Airside, restrooms will be fully automated using sensors, removing the need to touch door handles, taps, and fixtures. Customers will complete transactions using tokenised mobile payment methods, and mobile ordering will provide food delivery throughout the terminal.
Mobile notifications will alert passengers once it is time to head to the departure gate. There, a series of biometric checks will be carried out, as well as behavioural analysis and 3D imaging to ensure passengers are safe to board.
Alleviating passenger fears
According to a report published by marketing agency Mower, just 16% of US adults would be willing to travel immediately after restrictions are lifted. Just under half would still be unwilling to travel two months later.
“Aside from the physical modifications to the build environment, we really need to tap into travellers’ psychological comfort,” Gorenc says. “For the majority, travel by air is a choice, not a necessity, and we will have to go above and beyond to gain passengers’ trust so they feel safe to fly again.”
Industry organisations such as the International Air Transport Association have already issued various guidelines and recommendations for the aviation industry to implement in the wake of coronavirus, such an increasing the frequency and extent of cleaning operations.
While no significant changes would be required for this to occur, Corgan believes that redesigning the layout, circulation, fit and finish of airports would ‘lay the foundation’ for providing a clean and sanitary environment.
Corgan offers solutions such as occupancy sensors to monitor the use of an area and improve cleaning schedules, widening entryways, and providing access to disinfectant around touchpoints. Gorenc believes that giving passengers “ownership” of how this experience evolves through the use of feedback loops that allow passengers to provide feedback to cleaning staff would help to further reassure passengers.
“By calming anxiety and assuaging fear, it would streamline and drive commerce in the terminal, but perhaps most importantly, it would allow the passenger journey to return to what it was at the beginning, which was an adventure, not a burden,” Gorenc says.
Does Covid-19 represent an opportunity for positive change for airport design?

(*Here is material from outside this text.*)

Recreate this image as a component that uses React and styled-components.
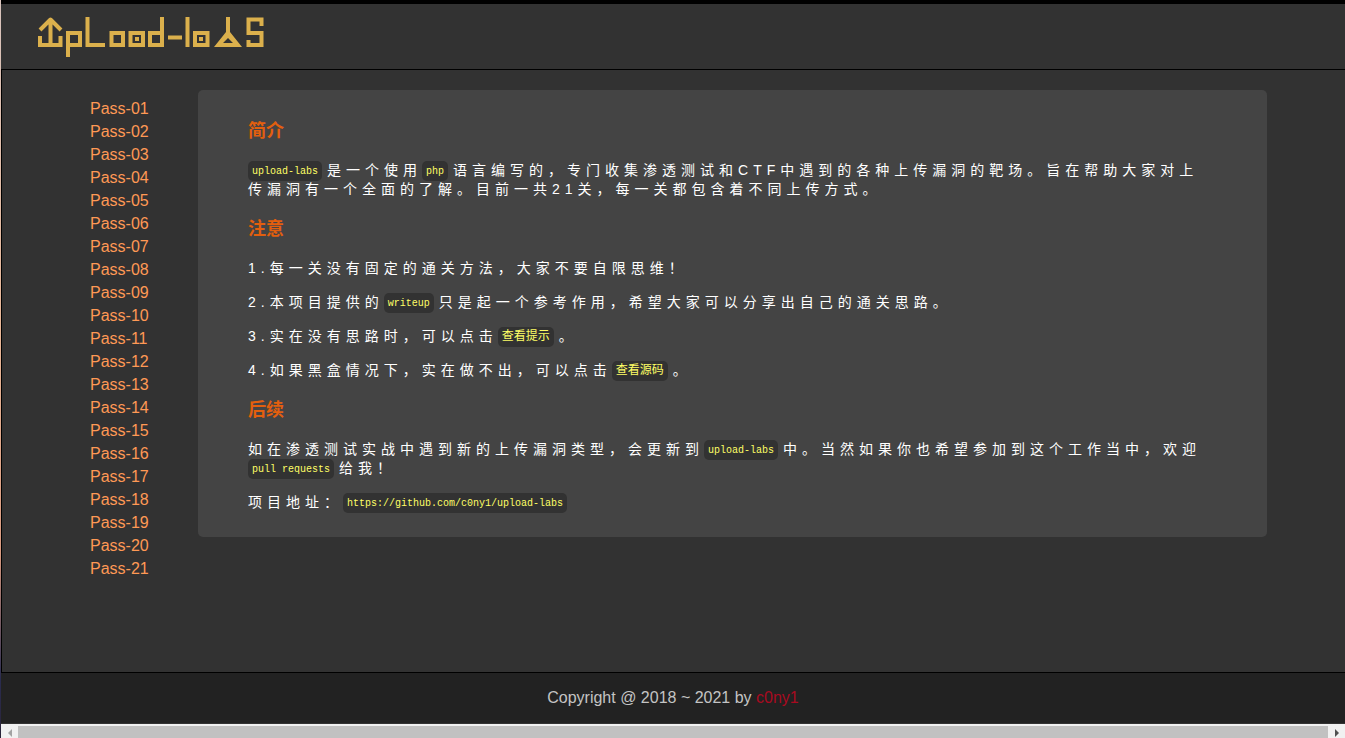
import React from 'react';
import styled, { createGlobalStyle } from 'styled-components';

const Colors = {
  background: '#323232',
  panel: '#444444',
  code: '#323232',
  footer: '#222222',
  heading: '#e35f0e',
  link: '#ff9955',
  codeText: '#ffff66',
  logo: '#dbb04c',
  author: '#a80a20',
};

const GlobalStyle = createGlobalStyle`
  * {
    box-sizing: border-box;
  }
  body {
    margin: 0;
    background: ${Colors.background};
    font-family: 'Liberation Sans', 'Noto Sans CJK SC', sans-serif;
    font-size: 16px;
  }
  a {
    text-decoration: none;
  }
`;

const Page = styled.div`
  min-height: 100vh;
  display: flex;
  flex-direction: column;
  padding-left: 1px;
  background: linear-gradient(#d9c4bd, #e8b696 45%, #d99a80 75%, #2a2c50 92%, #2a2438);
`;

const Header = styled.header`
  height: 69px;
  padding: 10px 36px;
  border-top: 4px solid #000;
  background: ${Colors.background};
`;

const LogoSvg = styled.svg`
  display: block;
  width: 230px;
  height: 45px;
`;

const Main = styled.main`
  flex: 1;
  display: flex;
  align-items: flex-start;
  padding: 20px 78px 20px 88px;
  border: 1px solid #000;
  border-right: 0;
  background: ${Colors.background};
`;

const Sidebar = styled.nav`
  flex: 0 0 108px;
`;

const Menu = styled.ul`
  margin: 0;
  padding: 7px 0 0;
  list-style: none;
`;

const MenuItem = styled.li`
  line-height: 23px;
  a {
    color: ${Colors.link};
  }
`;

const Panel = styled.article`
  flex: 1;
  padding: 31px 50px 25px;
  border-radius: 5px;
  background: ${Colors.panel};
`;

const Heading = styled.h3`
  margin: 20px 0;
  color: ${Colors.heading};
  font-size: 18px;
  line-height: 20px;
  &:first-child {
    margin-top: 0;
  }
`;

const Text = styled.p`
  margin: 15px 0;
  color: #fff;
  font-size: 14px;
  line-height: 19px;
  letter-spacing: 5px;
  &:last-child {
    margin-bottom: 0;
  }
`;

const Code = styled.code`
  display: inline-block;
  height: 20px;
  margin: -2px 5px -2px 0;
  padding: 0 4px;
  border-radius: 5px;
  background: ${Colors.code};
  color: ${Colors.codeText};
  font-family: 'Liberation Mono', 'Noto Sans CJK SC', monospace;
  font-size: ${({ $wide }) => ($wide ? 12 : 10)}px;
  line-height: 21px;
  letter-spacing: 0;
  vertical-align: middle;
`;

const Footer = styled.footer`
  padding: 15px 0 16px;
  border-bottom: 1px solid #333;
  background: ${Colors.footer};
  color: #c4c4c4;
  line-height: 19px;
  text-align: center;
  a {
    color: ${Colors.author};
  }
`;

const ScrollBar = styled.div`
  display: flex;
  height: 14px;
  background: #f1f1f1;
`;

const ScrollButton = styled.button`
  flex: 0 0 17px;
  display: flex;
  align-items: center;
  justify-content: center;
  padding: 3px 0 0;
  border: 0;
  background: none;
  color: ${({ $active }) => ($active ? '#505050' : '#a3a3a3')};
`;

const ScrollThumb = styled.div`
  flex: 1;
  margin-top: 2px;
  background: #c1c1c1;
`;

const Logo = () => (
  <LogoSvg viewBox="37 14 230 45" role="img" aria-label="upload-labs">
    <g fill="none" stroke={Colors.logo} strokeWidth="4">
      <path d="M50.5 19V45M40 30L50.5 19.500L61 30" strokeLinejoin="round" />
      <path d="M40 36V45H60.500V36" />
      <path d="M68 57V33H80V45H68" />
      <path d="M87.500 17V45H105" />
      <path d="M111.500 33H123V45H111.500Z" />
      <path d="M130.500 33H143V45H130.500Z" />
      <path d="M162 17V45H150V33H162" />
      <path d="M168 37.500H182" />
      <path d="M187.500 17V47" />
      <path d="M195 33H207.500V45H195Z" />
      <path d="M228 17V34" />
      <path d="M261.500 26V19.500H248.500V33H261.500V45H248.500V40" />
    </g>
    <g fill={Colors.logo}>
      <path d="M135 37h4v4h-4zM199 37h4v4h-4z" />
      <path fillRule="evenodd" d="M226 32H230L242 47H214ZM228 38L223 43H233Z" />
    </g>
  </LogoSvg>
);

const passes = Array.from({ length: 21 }, (_, i) => `Pass-${String(i + 1).padStart(2, '0')}`);

const App = () => (
  <>
    <GlobalStyle />
    <Page>
      <Header>
        <Logo />
      </Header>
      <Main>
        <Sidebar>
          <Menu>
            {passes.map((pass) => (
              <MenuItem key={pass}>
                <a href={`#${pass}`}>{pass}</a>
              </MenuItem>
            ))}
          </Menu>
        </Sidebar>
        <Panel>
          <Heading>简介</Heading>
          <Text>
            <Code>upload-labs</Code>是一个使用<Code>php</Code>语言编写的，专门收集渗透测试和CTF中遇到的各种上传漏洞的靶场。旨在帮助大家对上传漏洞有一个全面的了解。目前一共21关，每一关都包含着不同上传方式。
          </Text>
          <Heading>注意</Heading>
          <Text>1.每一关没有固定的通关方法，大家不要自限思维！</Text>
          <Text>
            2.本项目提供的<Code>writeup</Code>只是起一个参考作用，希望大家可以分享出自己的通关思路。
          </Text>
          <Text>
            3.实在没有思路时，可以点击<Code $wide>查看提示</Code>。
          </Text>
          <Text>
            4.如果黑盒情况下，实在做不出，可以点击<Code $wide>查看源码</Code>。
          </Text>
          <Heading>后续</Heading>
          <Text>
            如在渗透测试实战中遇到新的上传漏洞类型，会更新到<Code>upload-labs</Code>中。当然如果你也希望参加到这个工作当中，欢迎<Code>pull requests</Code>给我！
          </Text>
          <Text>
            项目地址：<Code>https://github.com/c0ny1/upload-labs</Code>
          </Text>
        </Panel>
      </Main>
      <Footer>
        Copyright @ 2018 ~ 2021 by <a href="#c0ny1">c0ny1</a>
      </Footer>
      <ScrollBar>
        <ScrollButton type="button" aria-label="Scroll left">
          <svg width="4" height="8" viewBox="0 0 4 8">
            <path d="M4 0V8L0 4Z" fill="currentColor" />
          </svg>
        </ScrollButton>
        <ScrollThumb />
        <ScrollButton type="button" aria-label="Scroll right" $active>
          <svg width="4" height="8" viewBox="0 0 4 8">
            <path d="M0 0V8L4 4Z" fill="currentColor" />
          </svg>
        </ScrollButton>
      </ScrollBar>
    </Page>
  </>
);

export default App;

Covid-19 will force the aviation industry to adapt. However, these changes won’t just help to address new issues created by the coronavirus, but also pain points that have existed in the aviation passenger experience for some time. There are likely to be few complaints about improved hygiene, fewer queues, and less intrusive check-in and security processes.
“Not only are many of the solutions beneficial as a response to the Covid-19 pandemic, but they align with the aspirations of the modern traveller,” Gorenc explains. “A tailored experience that maximises the user experience for both passengers and employees elevates the airport beyond the expectations of today into a contemporary experience for tomorrow.”